| WRITTEN REQUEST |
Don't include pictures. Quote the lines below from the first through the line that contains "string; x: number;".

| STORED DATA |
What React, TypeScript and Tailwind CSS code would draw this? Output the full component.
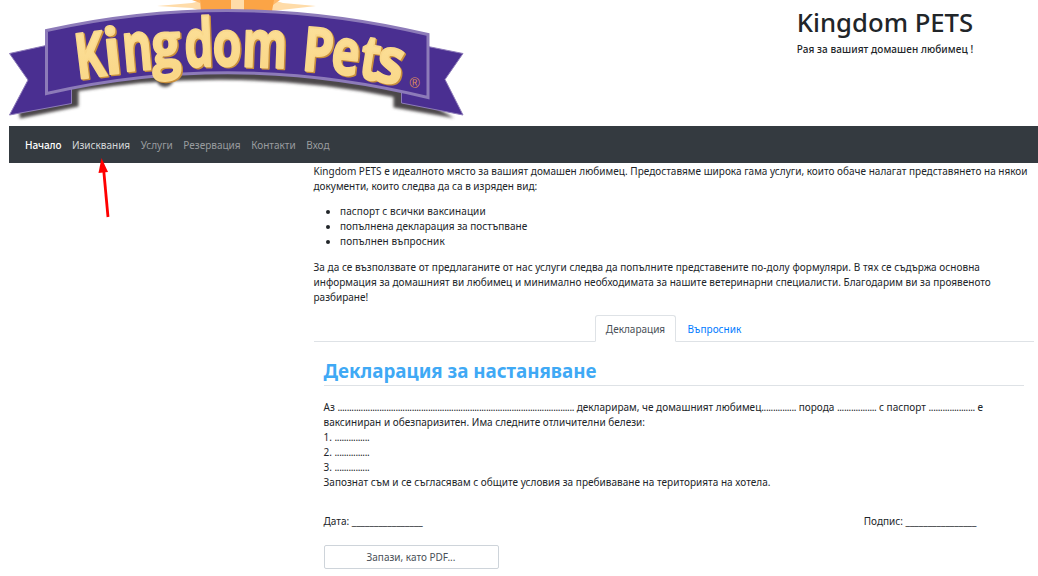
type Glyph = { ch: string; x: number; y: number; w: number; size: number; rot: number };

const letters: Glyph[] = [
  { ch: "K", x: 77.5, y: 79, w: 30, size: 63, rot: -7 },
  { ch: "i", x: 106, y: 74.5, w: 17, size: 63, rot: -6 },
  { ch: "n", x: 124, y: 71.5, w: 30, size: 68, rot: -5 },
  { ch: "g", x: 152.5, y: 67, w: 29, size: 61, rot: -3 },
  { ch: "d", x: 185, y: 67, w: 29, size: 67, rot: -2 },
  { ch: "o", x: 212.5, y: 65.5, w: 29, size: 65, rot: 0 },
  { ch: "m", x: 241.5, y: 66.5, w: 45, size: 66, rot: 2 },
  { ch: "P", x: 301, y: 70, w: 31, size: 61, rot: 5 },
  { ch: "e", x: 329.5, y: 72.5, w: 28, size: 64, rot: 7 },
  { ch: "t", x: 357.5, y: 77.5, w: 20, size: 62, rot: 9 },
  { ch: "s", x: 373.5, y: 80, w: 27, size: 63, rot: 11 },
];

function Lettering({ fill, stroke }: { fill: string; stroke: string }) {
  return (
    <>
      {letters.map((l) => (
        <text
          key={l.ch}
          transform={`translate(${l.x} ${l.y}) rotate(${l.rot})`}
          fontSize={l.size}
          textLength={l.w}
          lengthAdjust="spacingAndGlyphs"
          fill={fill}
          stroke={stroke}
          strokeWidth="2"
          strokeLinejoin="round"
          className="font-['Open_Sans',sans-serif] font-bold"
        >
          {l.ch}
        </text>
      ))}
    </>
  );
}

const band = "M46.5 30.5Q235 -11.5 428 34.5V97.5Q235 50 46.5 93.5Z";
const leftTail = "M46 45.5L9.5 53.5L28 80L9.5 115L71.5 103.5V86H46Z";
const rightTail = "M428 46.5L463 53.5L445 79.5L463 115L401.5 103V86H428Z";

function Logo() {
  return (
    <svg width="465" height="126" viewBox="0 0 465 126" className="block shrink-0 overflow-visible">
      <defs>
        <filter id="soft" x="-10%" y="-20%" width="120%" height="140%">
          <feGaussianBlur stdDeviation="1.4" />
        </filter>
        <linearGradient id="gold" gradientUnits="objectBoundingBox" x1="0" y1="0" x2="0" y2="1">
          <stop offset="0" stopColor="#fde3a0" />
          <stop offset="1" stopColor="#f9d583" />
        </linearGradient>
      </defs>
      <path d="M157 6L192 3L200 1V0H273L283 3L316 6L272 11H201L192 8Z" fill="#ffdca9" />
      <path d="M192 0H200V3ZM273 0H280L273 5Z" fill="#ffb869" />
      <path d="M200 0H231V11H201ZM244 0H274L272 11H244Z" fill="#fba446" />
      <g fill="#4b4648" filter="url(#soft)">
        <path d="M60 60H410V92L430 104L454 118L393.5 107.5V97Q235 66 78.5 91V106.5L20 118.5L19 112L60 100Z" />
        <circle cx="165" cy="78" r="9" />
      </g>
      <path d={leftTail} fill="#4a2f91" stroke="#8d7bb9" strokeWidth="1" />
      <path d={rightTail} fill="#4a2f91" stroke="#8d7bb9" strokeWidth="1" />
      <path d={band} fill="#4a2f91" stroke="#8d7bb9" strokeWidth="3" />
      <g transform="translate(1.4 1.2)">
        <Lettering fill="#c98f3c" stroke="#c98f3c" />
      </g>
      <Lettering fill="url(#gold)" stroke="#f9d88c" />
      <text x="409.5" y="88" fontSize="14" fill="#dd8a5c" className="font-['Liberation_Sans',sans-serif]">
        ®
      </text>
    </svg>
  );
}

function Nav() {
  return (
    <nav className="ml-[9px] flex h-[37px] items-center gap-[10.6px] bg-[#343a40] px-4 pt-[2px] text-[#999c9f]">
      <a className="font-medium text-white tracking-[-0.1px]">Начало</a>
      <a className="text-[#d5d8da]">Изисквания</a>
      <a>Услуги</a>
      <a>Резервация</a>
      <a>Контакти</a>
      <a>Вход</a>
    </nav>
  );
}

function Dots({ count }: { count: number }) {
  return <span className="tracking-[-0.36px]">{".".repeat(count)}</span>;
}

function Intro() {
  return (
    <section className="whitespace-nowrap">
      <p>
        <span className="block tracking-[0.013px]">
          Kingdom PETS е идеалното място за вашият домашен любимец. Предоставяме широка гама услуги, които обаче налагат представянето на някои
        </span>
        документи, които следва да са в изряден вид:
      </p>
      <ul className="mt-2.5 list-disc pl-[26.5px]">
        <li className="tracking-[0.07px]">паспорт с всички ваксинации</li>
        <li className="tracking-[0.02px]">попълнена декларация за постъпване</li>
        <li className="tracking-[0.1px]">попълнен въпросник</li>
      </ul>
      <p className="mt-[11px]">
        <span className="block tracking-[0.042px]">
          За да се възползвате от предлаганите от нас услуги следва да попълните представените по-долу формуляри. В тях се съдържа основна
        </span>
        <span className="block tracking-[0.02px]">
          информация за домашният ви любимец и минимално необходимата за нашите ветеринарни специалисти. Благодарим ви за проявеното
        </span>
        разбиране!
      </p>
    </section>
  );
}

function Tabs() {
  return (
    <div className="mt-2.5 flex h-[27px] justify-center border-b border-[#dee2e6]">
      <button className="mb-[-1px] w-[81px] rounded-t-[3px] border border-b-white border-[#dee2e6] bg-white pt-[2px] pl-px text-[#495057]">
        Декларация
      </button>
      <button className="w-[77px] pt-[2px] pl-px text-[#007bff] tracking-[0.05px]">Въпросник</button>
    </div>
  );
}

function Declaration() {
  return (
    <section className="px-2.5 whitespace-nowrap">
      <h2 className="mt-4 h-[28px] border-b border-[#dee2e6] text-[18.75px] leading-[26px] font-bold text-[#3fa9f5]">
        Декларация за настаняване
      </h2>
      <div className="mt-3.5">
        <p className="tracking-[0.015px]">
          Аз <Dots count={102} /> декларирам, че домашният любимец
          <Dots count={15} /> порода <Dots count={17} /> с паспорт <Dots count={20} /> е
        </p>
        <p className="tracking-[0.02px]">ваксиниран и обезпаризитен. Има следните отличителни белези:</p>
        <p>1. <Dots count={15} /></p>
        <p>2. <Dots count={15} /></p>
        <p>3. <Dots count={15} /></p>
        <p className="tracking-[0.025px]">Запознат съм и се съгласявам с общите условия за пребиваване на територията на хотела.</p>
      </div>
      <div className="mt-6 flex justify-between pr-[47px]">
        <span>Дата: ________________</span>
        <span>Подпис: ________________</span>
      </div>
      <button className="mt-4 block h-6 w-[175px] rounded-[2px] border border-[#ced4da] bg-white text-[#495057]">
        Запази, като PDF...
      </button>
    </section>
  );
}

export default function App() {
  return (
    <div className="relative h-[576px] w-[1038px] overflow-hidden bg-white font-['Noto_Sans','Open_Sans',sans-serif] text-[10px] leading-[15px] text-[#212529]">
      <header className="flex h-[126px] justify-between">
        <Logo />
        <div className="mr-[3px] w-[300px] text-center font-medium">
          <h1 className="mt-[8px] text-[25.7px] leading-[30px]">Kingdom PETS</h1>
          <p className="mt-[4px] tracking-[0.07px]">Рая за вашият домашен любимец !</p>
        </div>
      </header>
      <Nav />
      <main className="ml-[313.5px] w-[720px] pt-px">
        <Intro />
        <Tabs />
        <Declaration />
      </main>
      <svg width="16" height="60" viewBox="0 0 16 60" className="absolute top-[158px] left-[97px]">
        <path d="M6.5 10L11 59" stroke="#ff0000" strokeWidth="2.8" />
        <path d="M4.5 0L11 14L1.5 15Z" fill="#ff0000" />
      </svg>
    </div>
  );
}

| EXERCISE OUTPUT |
What React, TypeScript and Tailwind CSS code would draw this? Output the full component.
type Glyph = { ch: string; x: number; y: number; w: number; size: number; rot: number };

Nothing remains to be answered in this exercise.